Frank Power quickly recognized that to get the new school he so badly wanted he would have to demonstrate Charlestown’s willingness to accept minority students, and realizing that the Town wasn’t ready to welcome large numbers of blacks, he concentrated on attracting Chinese and Hispanics. Beginning in the late sixties, he made regular trips to middle schools in those
communities, preaching the virtues of Charlestown. By 1971, he had reaped tangible results: 89 non-whites, of whom 49 were Chinese, 25 Hispanic, and 15 black.

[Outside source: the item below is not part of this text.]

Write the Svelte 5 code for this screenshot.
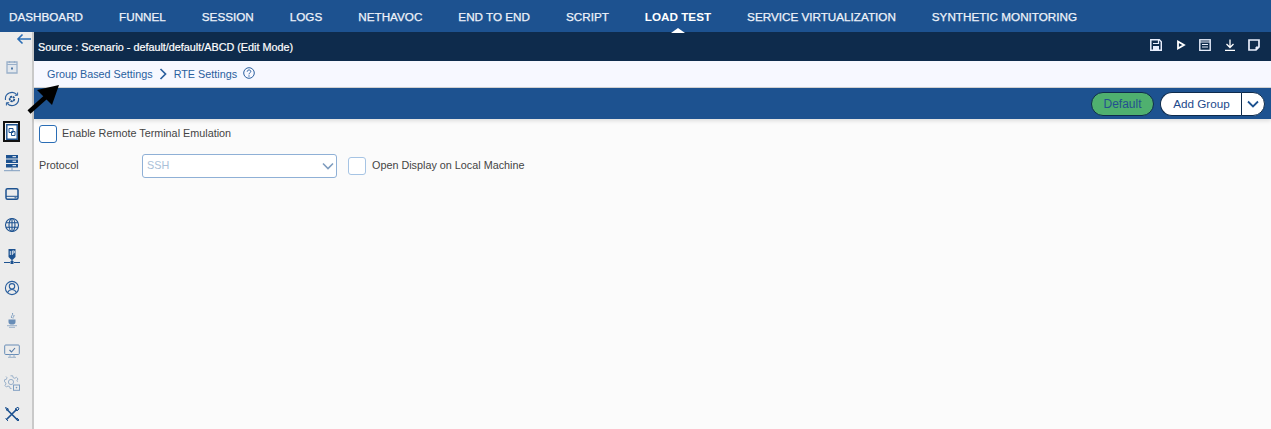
<script>
  const tabs = ['DASHBOARD','FUNNEL','SESSION','LOGS','NETHAVOC','END TO END','SCRIPT','LOAD TEST','SERVICE VIRTUALIZATION','SYNTHETIC MONITORING'];
</script>

<div class="page">
  <nav class="topnav">
    {#each tabs as t}
      <span class="tab" class:active={t === 'LOAD TEST'}>{t}</span>
    {/each}
  </nav>
  <div class="body">
    <aside class="side">
      <svg class="back" viewBox="0 0 16 12" width="16" height="12"><path d="M15 6H2M6.500 1.500 2 6l4.500 4.500" fill="none" stroke="#2a6db5" stroke-width="1.600"/></svg>
      <svg class="ic dim" viewBox="0 0 16 16"><path d="M3 3h10v11H3z" fill="#dfe6ee" stroke="#7f9dbf" stroke-width="1.300"/><path d="M3 5.500h10M5.500 2v2M10.500 2v2" stroke="#7f9dbf" stroke-width="1.200"/><rect x="7" y="8.500" width="2" height="2" fill="#1d5290"/></svg>
      <svg class="ic" viewBox="0 0 16 16"><circle cx="8" cy="8" r="2.300" fill="none" stroke="#1d5290" stroke-width="1.800" stroke-dasharray="2 .6"/><path d="M1.500 9a6.500 6.500 0 0 1 11.300-5.300M14.500 7a6.500 6.500 0 0 1-11.300 5.300" fill="none" stroke="#2a5f9e" stroke-width="1.100"/><path d="M13.600 1.500V4.300H10.800M2.400 14.500V11.700H5.200" fill="none" stroke="#2a5f9e" stroke-width="1"/></svg>
      <div class="selected"><svg viewBox="0 0 12 16" width="12" height="16"><path d="M.8.800h10.400v14.400H.8z" fill="#fff" stroke="#1d5290" stroke-width="1.400"/><path d="M3 4.500h4v4H3zM5.500 7.500H9v4H5.500z" fill="none" stroke="#1d5290"/></svg></div>
      <svg class="ic server" viewBox="0 0 16 18"><path d="M2 1h12v3.500H2zM2 5.500h12V9H2zM2 10h12v3.500H2z" fill="#1d5290"/><path d="M8 13.500v3M0 16.700h16" stroke="#7f9dbf"/><path d="M8.500 2.700h3.500M8.500 7.200h3.500M8.500 11.700h3.500" stroke="#fff"/></svg>
      <svg class="ic" viewBox="0 0 16 16"><rect x="2" y="2.700" width="12" height="10.600" rx="1.500" fill="none" stroke="#1d5290" stroke-width="1.500"/><path d="M2 10.300h12" stroke="#1d5290" stroke-width="1"/><path d="M10.500 11.800h2" stroke="#1d5290"/></svg>
      <svg class="ic" viewBox="0 0 16 16"><g fill="none" stroke="#1d5290" stroke-width="1.100"><circle cx="8" cy="8" r="6.500"/><ellipse cx="8" cy="8" rx="3" ry="6.500"/><path d="M2 5.800h12M2 10.200h12M8 1.500v13"/></g></svg>
      <svg class="ic" viewBox="0 0 16 16"><path d="M4.500 0h7v8l-2.500 2.500h-2l-2.500-2.500z" fill="#1d5290"/><path d="M8 10v3M0 13.500h6M10 13.500h6" stroke="#1d5290" stroke-width="1.200"/><rect x="6.500" y="12" width="3" height="3" fill="#1d5290"/><path d="M6.300 2v4M8.300 2v4M8.300 2h2v2h-2" fill="none" stroke="#fff" stroke-width=".8"/></svg>
      <svg class="ic" viewBox="0 0 16 16"><g fill="none" stroke="#2a5f9e" stroke-width="1.100"><circle cx="8" cy="8" r="6.600"/><circle cx="8" cy="6.300" r="2.700"/><path d="M3.500 12.800c1-2.300 2.600-3.300 4.500-3.300s3.500 1 4.500 3.300"/></g></svg>
      <svg class="ic dim" viewBox="0 0 16 16"><path d="M8.500 1c1 2-2 3-1 5M10 3c.500 1.500-1.500 2-1 3.500" fill="none" stroke="#5a84b3"/><path d="M4.500 7.500h7v2.500c0 2-1.500 2.500-3.500 2.500S4.500 12 4.500 10z" fill="#3c6ea6"/><path d="M3 13.700h10M5 15.300h6" stroke="#7f9dbf"/></svg>
      <svg class="ic dim" viewBox="0 0 16 16"><rect x=".7" y="2" width="14.600" height="9.500" rx="1" fill="none" stroke="#3c6ea6"/><path d="M5.500 7l2 2 3.500-4" fill="none" stroke="#1d5290" stroke-width="1.100"/><path d="M6 11.500V14M10 11.500V14M4 14.300h8" stroke="#7f9dbf"/></svg>
      <svg class="ic dim" viewBox="0 0 16 16"><path d="M6.500.800h2.200l.4 1.800 1.700.7 1.600-1L14 3.900l-1 1.600.5 1.200M7.500 13.500H6.100l-.4-1.800-1.700-.7-1.600 1L1 10.500l1-1.600-.7-1.700L.500 6.800v-2l1.800-.4.700-1.700L2 1.500" fill="none" stroke="#7f9dbf"/><circle cx="7" cy="7" r="2.600" fill="none" stroke="#7f9dbf"/><rect x="9.500" y="10" width="6" height="5.300" fill="#eee" stroke="#5a84b3"/><circle cx="12.500" cy="12.600" r=".8" fill="#5a84b3"/></svg>
      <svg class="ic" viewBox="0 0 16 16"><path d="M3 3.500 13.500 14M13 3 2.500 13.500" stroke="#1d5290" stroke-width="1.700"/><path d="M1.500 1.500 4.500 3 3 4.500zM11 3l3-1.800 1 1.800-2 2zM12 13l1-1 2 2-1 1zM1.500 12.500 4 15" fill="none" stroke="#1d5290" stroke-width="1"/></svg>
    </aside>

    <main class="main">
      <div class="source">
        <span>Source : Scenario - default/default/ABCD (Edit Mode)</span>
        <div class="actions">
          <svg viewBox="0 0 12 12" width="12" height="12"><path d="M.8.800h8.500l2 2v8.400H.8z" fill="none" stroke="#e8eefc" stroke-width="1.500"/><path d="M3 4.500h5.500V1" fill="none" stroke="#e8eefc" stroke-width="1.200"/><path d="M3 7h6v4H3z" fill="#e8eefc"/></svg>
          <svg viewBox="0 0 12 12" width="12" height="12"><path d="M3 2.500 9 6l-6 3.500z" fill="none" stroke="#fff" stroke-width="1.800"/></svg>
          <svg viewBox="0 0 12 12" width="12" height="12"><rect x=".8" y=".8" width="10.400" height="10.600" fill="none" stroke="#e8eefc" stroke-width="1.400"/><path d="M1 3h10M3 5.500h6M3 8h6" stroke="#e8eefc" stroke-width="1.100"/></svg>
          <svg viewBox="0 0 12 12" width="12" height="12"><path d="M6 .500v8M2.500 5 6 8.500 9.500 5M1 11.300h10" fill="none" stroke="#fff" stroke-width="1.300"/></svg>
          <svg viewBox="0 0 12 12" width="12" height="12"><path d="M1 1h10v7l-3 3H1z" fill="none" stroke="#e8eefc" stroke-width="1.700"/><path d="M8 11V8h3" fill="#e8eefc" stroke="#e8eefc"/></svg>
        </div>
      </div>
      <div class="crumbs">
        <span>Group Based Settings</span>
        <svg viewBox="0 0 8 12" width="8" height="12"><path d="M1.500 1 6.500 6l-5 5" fill="none" stroke="#2a5f9e" stroke-width="1.700"/></svg>
        <span>RTE Settings</span>
        <svg class="help" viewBox="0 0 12 12" width="12" height="12"><circle cx="6" cy="6" r="5.300" fill="none" stroke="#2a5f9e"/><path d="M4.200 4.700c0-2.300 3.600-2.300 3.600-.2 0 1.300-1.800 1.300-1.800 2.800" fill="none" stroke="#2a5f9e"/><circle cx="6" cy="9" r=".7" fill="#2a5f9e"/></svg>
      </div>
      <div class="toolbar">
        <button class="default">Default</button>
        <div class="split">
          <button class="add">Add Group</button>
          <button class="caret" aria-label="More"><svg viewBox="0 0 12 8" width="12" height="8"><path d="M1 1.500 6 6.500l5-5" fill="none" stroke="#1d5290" stroke-width="1.800"/></svg></button>
        </div>
      </div>
      <div class="content">
        <label class="row first"><span class="check strong"></span><span class="t">Enable Remote Terminal Emulation</span></label>
        <div class="row second">
          <span class="lbl t">Protocol</span>
          <div class="select"><span class="t">SSH</span><svg viewBox="0 0 12 8" width="12" height="8"><path d="M1 1.500 6 6.500l5-5" fill="none" stroke="#7f9dbf" stroke-width="1.600"/></svg></div>
          <label class="open"><span class="check"></span><span class="t">Open Display on Local Machine</span></label>
        </div>
      </div>
    </main>
  </div>
  <svg class="pointer" viewBox="0 0 34 30" width="34" height="30"><path d="M2 27 20 11" stroke="#000" stroke-width="4.500"/><path d="M32 0 10 5 25 20z" fill="#000"/></svg>
</div>

<style>
  :global(body) { margin: 0; background: #fbfbfb; }
  .page {
    position: relative;
    width: 1271px;
    height: 429px;
    overflow: hidden;
    font-family: "Liberation Sans", Arial, sans-serif;
    color: #444;
  }
  .topnav {
    display: flex;
    align-items: center;
    gap: 36px;
    height: 32px;
    padding-left: 9px;
    background: #1d5290;
    box-sizing: border-box;
  }
  .tab {
    position: relative;
    font-size: 11.700px;
    color: #eef2fa;
    -webkit-text-stroke: 0.25px #eef2fa;
    white-space: nowrap;
  }
  .tab.active { color: #fff; font-weight: 700; -webkit-text-stroke: 0; }
  .tab.active::after {
    content: "";
    position: absolute;
    left: 26px;
    top: 18px;
    border-left: 7px solid transparent;
    border-right: 7px solid transparent;
    border-bottom: 5px solid #fff;
  }
  .body { display: flex; height: 397px; }
  .side {
    width: 23px;
    padding: 1px 9px 0 0;
    flex: none;
    display: flex;
    flex-direction: column;
    align-items: center;
    background: #ececec;
    border-right: 2px solid #c9c9c9;
  }
  .back { align-self: flex-start; margin-left: 16px; height: 12px; flex: none; }
  .ic { width: 16px; height: 16px; margin-top: 15.500px; flex: none; }
  .back + .ic { margin-top: 14px; }
  .ic + .ic { margin-top: 15.500px; }
  .back + .ic + .ic { margin-top: 16px; }
  .ic.dim { opacity: .75; }
  .selected {
    display: flex;
    align-items: center;
    justify-content: center;
    flex: none;
    width: 13px;
    height: 17px;
    margin-top: 14px;
    border: 2px solid #111;
    background: #f5f5f5;
  }
  .selected + .ic { margin-top: 12px; }
  .server { height: 18px; margin-bottom: -2px; }
  .main { flex: 1; min-width: 0; display: flex; flex-direction: column; }
  .source {
    display: flex;
    align-items: center;
    justify-content: space-between;
    height: 29px;
    padding: 0 11px 0 4px;
    background: #0e2b4c;
    color: #fff;
    font-size: 10.800px;
    -webkit-text-stroke: 0.2px #fff;
  }
  .actions { display: flex; gap: 12.500px; align-items: center; margin-bottom: 3px; }
  .crumbs {
    display: flex;
    align-items: center;
    height: 26px;
    padding-left: 13px;
    gap: 6px;
    background: #f7f8ff;
    color: #2a5f9e;
    font-size: 10.800px;
    border-bottom: 1px solid #d4d4d4;
  }
  .crumbs svg:first-of-type { margin-right: 1px; }
  .crumbs .help { margin: -2px 0 0 0; }
  .toolbar {
    position: relative;
    display: flex;
    align-items: center;
    justify-content: flex-end;
    gap: 6px;
    height: 31px;
    padding-right: 6px;
    background: #1d5290;
    box-shadow: 0 2px 4px rgba(0,0,0,.12);
  }
  button { font: inherit; font-size: 12px; margin: 0; }
  .default {
    width: 63px;
    height: 24px;
    border: 1px solid #0e2b4c;
    border-radius: 12px;
    background: #4fb06f;
    color: #24508f;
    padding: 0;
  }
  .split { display: flex; height: 24px; }
  .add {
    width: 81px;
    border: 1px solid #0e2b4c;
    border-right: 0;
    border-radius: 12px 0 0 12px;
    background: #fff;
    color: #1d4a8c;
    font-size: 11.700px;
    padding: 0 0 0 1px;
  }
  .caret {
    display: flex;
    align-items: center;
    justify-content: center;
    width: 24px;
    border: 1px solid #0e2b4c;
    border-radius: 0 12px 12px 0;
    background: #fff;
    padding: 0;
  }
  .content { flex: 1; background: #fbfbfb; padding-left: 5px; font-size: 10.800px; }
  .row { display: flex; align-items: center; }
  .t { margin-bottom: 2px; }
  .first { margin-top: 6px; height: 18px; gap: 5px; line-height: 16px; }
  .second { margin-top: 11px; height: 24px; line-height: 18px; }
  .check {
    width: 16px;
    height: 16px;
    border: 1px solid #a6c4e4;
    border-radius: 3px;
    background: #fff;
    flex: none;
  }
  .check.strong { border-color: #2a6db5; }
  .lbl { width: 103px; }
  .select {
    display: flex;
    align-items: center;
    justify-content: space-between;
    width: 187px;
    height: 22px;
    padding: 0 2px 0 4px;
    border: 1px solid #8fb0d6;
    border-radius: 3px;
    background: #fff;
    color: #a9bfd8;
  }
  .open { display: flex; align-items: center; gap: 6px; margin-left: 11px; }
  .pointer { position: absolute; left: 27px; top: 85px; }
</style>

To some this strategy smacked of hypocrisy: “desegregation without blacks,” one critic called it. Certainly it was a convenient delaying tactic. But those who knew the headmaster never questioned his ultimate intent. For Power had grown up intensely aware of the parallel liabilities suffered by blacks and Irish Catholics. In his desk he kept an editorial from the
Irish News
of Belfast, warning: “Prejudice in any form is a dreadful thing,” and under the glass top, the lyrics of a song from
South Pacific:
“You’ve got to be taught to be afraid / Of people whose eyes are ugly made / And people whose skin is a different shade.” Frank Power harbored a private passion for racial justice.